No Brasil, a fome não é apenas uma tragédia social. Para muitos estudiosos e analistas, ela é também um instrumento político — usado, consciente ou inconscientemente, para garantir influência e votos. A frase popular “a fome é um projeto de poder” sintetiza essa visão: manter parte da população em situação de vulnerabilidade cria dependência, e dependência gera capital político.
Promessas saborosas, realidade amarga
Durante a campanha eleitoral de 2022, o então candidato Luiz Inácio Lula da Silva reforçou seu apelo junto ao eleitorado mais pobre com promessas que foram muito além de números e estatísticas. Em comícios e discursos, afirmou que “o povo vai voltar a comer picanha e tomar cervejinha no fim de semana” — símbolo de prosperidade e de uma vida mais digna para milhões de brasileiros.

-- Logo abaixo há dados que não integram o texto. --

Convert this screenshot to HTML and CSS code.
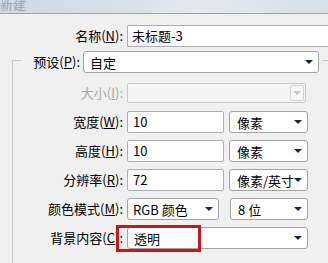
FILE: index.html
```html
<!DOCTYPE html>
<html lang="zh-CN">
<head>
<meta charset="utf-8">
<title>新建</title>
<link rel="stylesheet" href="styles.css">
</head>
<body>
<div class="titlebar"><span class="title">新建</span></div>
<div class="form">
  <div class="row name-row">
    <label class="lbl">名称(<u>N</u>):</label>
    <div class="input wide-input">未标题-3</div>
  </div>
  <div class="group">
    <div class="preset">
      <label class="lbl preset-lbl">预设(<u>P</u>):</label>
      <div class="select preset-sel"><span>自定</span><i class="arrow"></i></div>
    </div>
    <div class="rows">
      <div class="row">
        <label class="lbl disabled">大小(<u>I</u>):</label>
        <div class="select dis-sel"><span></span><b class="dis-btn"><i class="arrow light"></i></b></div>
      </div>
      <div class="row">
        <label class="lbl">宽度(<u>W</u>):</label>
        <div class="input num">10</div>
        <div class="select unit"><span>像素</span><i class="arrow"></i></div>
      </div>
      <div class="row">
        <label class="lbl">高度(<u>H</u>):</label>
        <div class="input num">10</div>
        <div class="select unit"><span>像素</span><i class="arrow"></i></div>
      </div>
      <div class="row">
        <label class="lbl">分辨率(<u>R</u>):</label>
        <div class="input num">72</div>
        <div class="select unit"><span>像素/英寸</span><i class="arrow"></i></div>
      </div>
      <div class="row">
        <label class="lbl">颜色模式(<u>M</u>):</label>
        <div class="select mode"><span>RGB 颜色</span><i class="arrow"></i></div>
        <div class="select bits"><span>8 位</span><i class="arrow"></i></div>
      </div>
      <div class="row">
        <label class="lbl">背景内容(<u>C</u>):</label>
        <div class="select bg"><span>透明</span><i class="arrow"></i></div>
      </div>
    </div>
  </div>
</div>
<div class="highlight"></div>
</body>
</html>
```
FILE: styles.css
```css
html, body {
  margin: 0;
  padding: 0;
}
body {
  width: 328px;
  height: 263px;
  overflow: hidden;
  background: #f0f0f0;
  font-family: "Noto Sans CJK SC", "Noto Sans", sans-serif;
  font-size: 13px;
  color: #000;
  position: relative;
}
u { text-decoration: underline; text-underline-offset: 1px; }

.titlebar {
  height: 13px;
  border-bottom: 1px solid #98a3ad;
  background: linear-gradient(90deg, #cfd9e3 0%, #d8e1ea 40%, #e2e9f0 60%, #d6e0e9 100%);
  overflow: hidden;
}
.title {
  display: block;
  margin-top: -6px;
  line-height: 19px;
  color: #98a4ae;
}

.form {
  padding-top: 11px;
}
.row {
  display: flex;
  align-items: center;
  height: 22px;
}
.lbl {
  flex: none;
  text-align: right;
  white-space: nowrap;
  line-height: 22px;
}
.name-row .lbl { width: 123px; margin-right: 4px; }

.input {
  box-sizing: border-box;
  height: 22px;
  background: #fff;
  border: 1px solid #abadb3;
  border-radius: 2px;
  padding-left: 4px;
  line-height: 20px;
  white-space: nowrap;
}
.wide-input { width: 201px; border-right: none; border-radius: 2px 0 0 2px; }

.group {
  box-sizing: border-box;
  margin: 13px 0 0 12px;
  border-top: 1px solid #c6cacd;
  border-left: 1px solid #c6cacd;
  height: 203px;
}
.preset {
  display: flex;
  align-items: center;
  margin: -10px 0 0 8px;
  width: 301px;
  height: 22px;
  background: #f0f0f0;
}
.preset-lbl { width: 59px; margin-right: 3px; }

.select {
  box-sizing: border-box;
  height: 22px;
  background: #fff;
  border: 1px solid #a3a3a3;
  border-radius: 3px;
  display: flex;
  align-items: center;
  justify-content: space-between;
  padding: 0 5px 0 6px;
  white-space: nowrap;
  flex: none;
}
.preset-sel { width: 236px; }
.arrow {
  display: block;
  width: 0;
  height: 0;
  border-left: 4px solid transparent;
  border-right: 4px solid transparent;
  border-top: 4px solid #15234f;
}
.arrow.light { border-top-color: #c4c4c4; }

.rows {
  margin-top: 9px;
  display: flex;
  flex-direction: column;
  gap: 7px;
}
.rows .lbl { width: 110px; margin-right: 4px; }
.disabled { color: #a7a7a7; }

.dis-sel {
  width: 179px;
  height: 20px;
  background: #f4f4f4;
  border-color: #c9c9c9;
  border-radius: 2px;
  padding: 0 1px 0 0;
}
.dis-btn {
  box-sizing: border-box;
  width: 14px;
  height: 16px;
  border: 1px solid #d2d2d2;
  border-radius: 2px;
  display: flex;
  align-items: center;
  justify-content: center;
  background: #f6f6f6;
}

.num {
  width: 97px;
  padding-left: 5px;
  flex: none;
}
.unit {
  width: 79px;
  margin-left: 5px;
  padding-left: 7px;
}
.mode { width: 92px; padding-left: 5px; }
.bits { width: 78px; margin-left: 11px; padding-left: 7px; }
.bg { width: 181px; padding-left: 6px; }

.highlight {
  position: absolute;
  left: 116px;
  top: 225px;
  width: 79px;
  height: 21px;
  border: 3px solid #c8151f;
}
```
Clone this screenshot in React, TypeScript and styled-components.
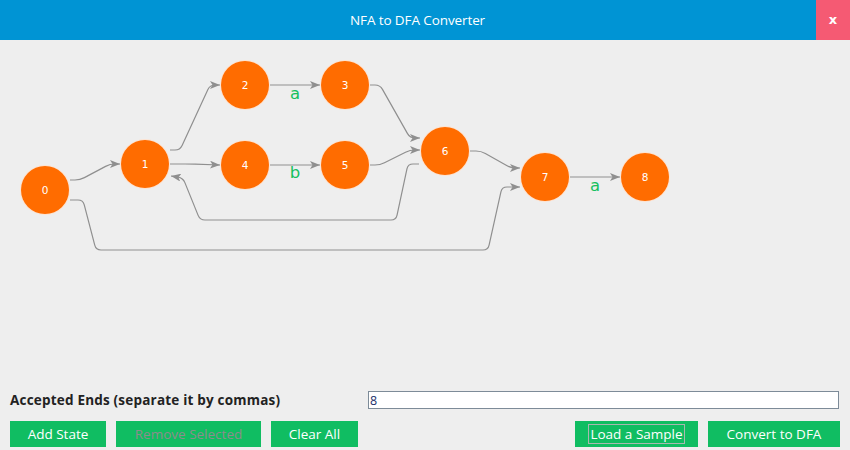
import React from "react";
import styled, { createGlobalStyle } from "styled-components";

const Global = createGlobalStyle`
  html, body { margin: 0; padding: 0; }
  body {
    background: #eeeeee;
    font-family: "Open Sans", "Noto Sans", "DejaVu Sans", sans-serif;
    width: 850px;
    height: 450px;
    overflow: hidden;
  }
`;

const Page = styled.div`
  width: 850px;
  height: 450px;
  display: flex;
  flex-direction: column;
  background: #eeeeee;
`;

const Header = styled.header`
  height: 40px;
  display: flex;
  align-items: stretch;
  background: #0094d4;
  color: #ffffff;
`;

const Title = styled.h1`
  flex: 1;
  margin: 0;
  padding-left: 19px;
  display: flex;
  align-items: center;
  justify-content: center;
  font-size: 13.5px;
  font-weight: 400;
  letter-spacing: -0.1px;
`;

const CloseButton = styled.button`
  width: 34px;
  border: none;
  background: #f55a73;
  color: #ffffff;
  font-family: "DejaVu Sans", sans-serif;
  font-weight: 700;
  font-size: 13px;
  padding: 0 0 2px;
  cursor: pointer;
`;

const Canvas = styled.div`
  position: relative;
  flex: 1;
`;

const Edges = styled.svg`
  position: absolute;
  inset: 0;
  width: 100%;
  height: 100%;
  overflow: visible;
`;

const Node = styled.div`
  position: absolute;
  width: 48px;
  height: 48px;
  margin: -24px 0 0 -24px;
  border-radius: 50%;
  background: #ff6c00;
  box-shadow: 0 0 0 1px rgba(255, 225, 205, 0.9);
  color: #ffffff;
  font-family: "DejaVu Sans", sans-serif;
  font-size: 10.5px;
  display: flex;
  align-items: center;
  justify-content: center;
`;

const EdgeLabel = styled.span`
  position: absolute;
  transform: translate(-50%, -50%);
  color: #16c05e;
  font-family: "DejaVu Sans", sans-serif;
  font-size: 16.5px;
  line-height: 1;
`;

const Footer = styled.footer`
  display: flex;
  flex-direction: column;
  gap: 12px;
  padding: 0 10px 3px 10px;
`;

const EndsRow = styled.div`
  display: flex;
  align-items: center;
  height: 18px;
`;

const EndsLabel = styled.label`
  width: 358px;
  font-weight: 700;
  font-size: 13.5px;
  color: #222222;
  letter-spacing: 0.2px;
`;

const EndsInput = styled.input`
  box-sizing: border-box;
  width: 471px;
  height: 18px;
  margin: 0;
  padding: 0 1px;
  border: 1px solid #7d8b98;
  background: #ffffff;
  color: #1b2f6a;
  font-family: "Open Sans", sans-serif;
  font-size: 12.5px;
  outline: none;
`;

const ButtonRow = styled.div`
  display: flex;
  gap: 10px;
`;

const Spacer = styled.div`
  flex: 1;
`;

const ActionButton = styled.button<{ $w: number; $disabled?: boolean }>`
  box-sizing: border-box;
  width: ${(p) => p.$w}px;
  height: 26px;
  border: none;
  background: #10bd62;
  color: ${(p) => (p.$disabled ? "#8c8c8c" : "#ffffff")};
  font-family: "Open Sans", sans-serif;
  font-size: 13.5px;
  padding: 0;
  display: flex;
  align-items: center;
  justify-content: center;
  cursor: pointer;
`;

const FocusText = styled.span<{ $focused?: boolean }>`
  padding: 0 1px;
  line-height: 18px;
  border: 1px solid ${(p) => (p.$focused ? "#a9b8b0" : "transparent")};
`;

type Pt = [number, number];

function roundedPath(pts: Pt[], r = 5): string {
  let d = `M${pts[0][0]},${pts[0][1]}`;
  for (let i = 1; i < pts.length - 1; i++) {
    const [px, py] = pts[i - 1];
    const [cx, cy] = pts[i];
    const [nx, ny] = pts[i + 1];
    const l1 = Math.hypot(cx - px, cy - py);
    const l2 = Math.hypot(nx - cx, ny - cy);
    const r1 = Math.min(r, l1 / 2);
    const r2 = Math.min(r, l2 / 2);
    const ax = cx - ((cx - px) / l1) * r1;
    const ay = cy - ((cy - py) / l1) * r1;
    const bx = cx + ((nx - cx) / l2) * r2;
    const by = cy + ((ny - cy) / l2) * r2;
    d += ` L${ax},${ay} Q${cx},${cy} ${bx},${by}`;
  }
  const last = pts[pts.length - 1];
  d += ` L${last[0]},${last[1]}`;
  return d;
}

const OY = 40;
const nodes: { id: string; x: number; y: number }[] = [
  { id: "0", x: 45, y: 190 },
  { id: "1", x: 145, y: 164 },
  { id: "2", x: 245, y: 85 },
  { id: "3", x: 345, y: 85 },
  { id: "4", x: 245, y: 165 },
  { id: "5", x: 345, y: 165 },
  { id: "6", x: 445, y: 151 },
  { id: "7", x: 545, y: 177 },
  { id: "8", x: 645, y: 177 },
];

const edges: Pt[][] = [
  [[70, 180], [80, 180], [110, 164], [120, 164]],
  [[170, 150], [180, 150], [210, 85], [220, 85]],
  [[170, 164], [190, 164], [220, 165]],
  [[270, 85], [320, 85]],
  [[270, 165], [320, 165]],
  [[370, 85], [380, 85], [410, 138], [420, 138]],
  [[370, 165], [380, 165], [410, 150], [420, 150]],
  [[419, 164], [408, 164], [396, 220], [200, 220], [183, 178], [171, 176]],
  [[70, 200], [83, 200], [96, 250], [488, 250], [502, 187], [520, 187]],
  [[470, 151], [481, 151], [511, 168], [520, 168]],
  [[570, 177], [620, 177]],
];

const labels: { t: string; x: number; y: number }[] = [
  { t: "a", x: 295, y: 94 },
  { t: "b", x: 295, y: 173 },
  { t: "a", x: 595, y: 186 },
];

export default function App() {
  return (
    <Page>
      <Global />
      <Header>
        <Title>NFA to DFA Converter</Title>
        <CloseButton>x</CloseButton>
      </Header>
      <Canvas>
        <Edges>
          <defs>
            <marker
              id="arrow"
              viewBox="0 0 10 8"
              refX="10"
              refY="4"
              markerWidth="10"
              markerHeight="8"
              markerUnits="userSpaceOnUse"
              orient="auto"
            >
              <path d="M0,0 L10,4 L0,8 L2.5,4 z" fill="#8f8f8f" />
            </marker>
          </defs>
          {edges.map((e, i) => (
            <path
              key={i}
              d={roundedPath(e.map(([x, y]) => [x, y - OY] as Pt))}
              fill="none"
              stroke="#8f8f8f"
              strokeWidth={1.2}
              markerEnd="url(#arrow)"
            />
          ))}
        </Edges>
        {labels.map((l, i) => (
          <EdgeLabel key={i} style={{ left: l.x, top: l.y - OY }}>
            {l.t}
          </EdgeLabel>
        ))}
        {nodes.map((n) => (
          <Node key={n.id} style={{ left: n.x, top: n.y - OY }}>
            {n.id}
          </Node>
        ))}
      </Canvas>
      <Footer>
        <EndsRow>
          <EndsLabel>Accepted Ends (separate it by commas)</EndsLabel>
          <EndsInput defaultValue="8" />
        </EndsRow>
        <ButtonRow>
          <ActionButton $w={96}>Add State</ActionButton>
          <ActionButton $w={145} $disabled>Remove Selected</ActionButton>
          <ActionButton $w={87}>Clear All</ActionButton>
          <Spacer />
          <ActionButton $w={123}>
            <FocusText $focused>Load a Sample</FocusText>
          </ActionButton>
          <ActionButton $w={132}>Convert to DFA</ActionButton>
        </ButtonRow>
      </Footer>
    </Page>
  );
}
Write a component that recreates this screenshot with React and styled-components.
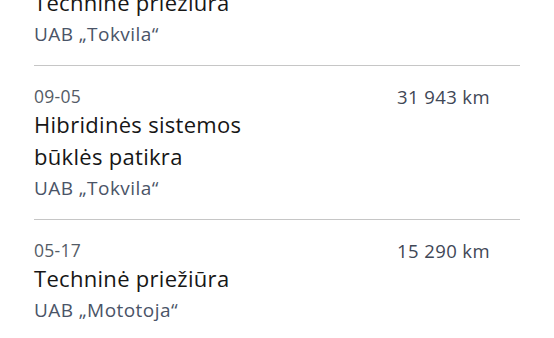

A mensagem era clara: o retorno dele ao poder traria não apenas políticas sociais, mas também a sensação de abundância e bem-estar. Essa promessa funcionou como um forte instrumento de mobilização eleitoral, especialmente entre aqueles que enfrentavam desemprego, alta de preços e insegurança alimentar.

Dependência como moeda eleitoral
Segundo levantamento da Veja, mais da metade dos adultos brasileiros (53%) depende diretamente de recursos públicos para sobreviver. Esse dado por si só revela o tamanho da vulnerabilidade e a força do chamado clientelismo — prática em que programas sociais se transformam em favores pessoais e votos garantidos.
O problema não está nos programas em si, mas na forma como eles podem ser explorados eleitoralmente. Em várias campanhas, benefícios como o Bolsa Família foram apresentados não como política pública de Estado, mas como conquista de um político ou partido, reforçando a lógica do “eu te dou, você me apoia”.
A fome pode acabar — quando há vontade política
A contradição é evidente. Nos últimos anos, políticas sociais bem executadas mostraram que a fome é reversível.
Entre 2022 e 2023, o número de brasileiros em insegurança alimentar severa caiu de 17,2 milhões para 2,5 milhões — redução de 85%, segundo dados da Rede Penssan. Em 2025, a ONU retirou o Brasil do Mapa da Fome, já que menos de 2,5% da população estava em situação de subnutrição.
Esses resultados vieram com a retomada e ampliação de programas como:
- Bolsa Família, com valores reajustados e benefícios adicionais para crianças e gestantes.
- Programa de Aquisição de Alimentos (PAA), que compra de pequenos agricultores para abastecer escolas, hospitais e cozinhas comunitárias.
- Plano Brasil Sem Fome, integrando ações de vários ministérios para combater a miséria de forma estruturada.
O paradoxo do poder
Aqui está o ponto central: quando as políticas são bem aplicadas, milhões saem da pobreza e ganham autonomia. Porém, o sucesso dessas ações também se converte em força política para quem as implementa, criando um ciclo onde resultados sociais e manutenção de poder caminham juntos.
Isso explica por que, em alguns casos, a erradicação total da pobreza não parece ser prioridade: a miséria controlada mantém uma base fiel de apoio, mas também garante que sempre haja espaço para novas promessas — inclusive as que despertam o imaginário popular, como a picanha e a cerveja do fim de semana.
Um problema histórico e regional
O uso político da pobreza não é exclusividade brasileira. Em vários países da América Latina, líderes carismáticos — de diferentes espectros ideológicos — usaram a distribuição de benefícios como estratégia de fidelização eleitoral.
No Brasil, essa prática tem raízes no coronelismo do início do século XX, quando favores e cestas básicas garantiam votos no interior. Hoje, a dinâmica é mais sofisticada, mas a essência permanece.
A fome no Brasil não é inevitável — os números provam que ela pode ser drasticamente reduzida com políticas consistentes e recursos bem aplicados. O desafio é romper com o uso eleitoral da miséria, transformando programas assistenciais em políticas de Estado permanentes, blindadas de interesses partidários.
Enquanto a fome for tratada como instrumento de poder — e promessas sedutoras como “picanha e cerveja” forem usadas para ganhar votos — o Brasil continuará preso a um ciclo perverso onde a necessidade alimenta tanto estômagos vazios quanto urnas cheias.
∗ Este texto aborda uma realidade do Brasil, mas não significa que o autor da obra ou a LUONA estejam, de qualquer forma, atacando ou apoiando algum partido ou posição política. A LUONA mantém seu compromisso de neutralidade pública em questões políticas. Ainda que colaboradores e proprietário possam ter suas opiniões pessoais, fica claro que nenhum deles está autorizado a usar conteúdos do espaço da LUONA para influenciar, apoiar ou criticar qualquer partido, candidato ou posição política com o objetivo de favorecer suas próprias convicções.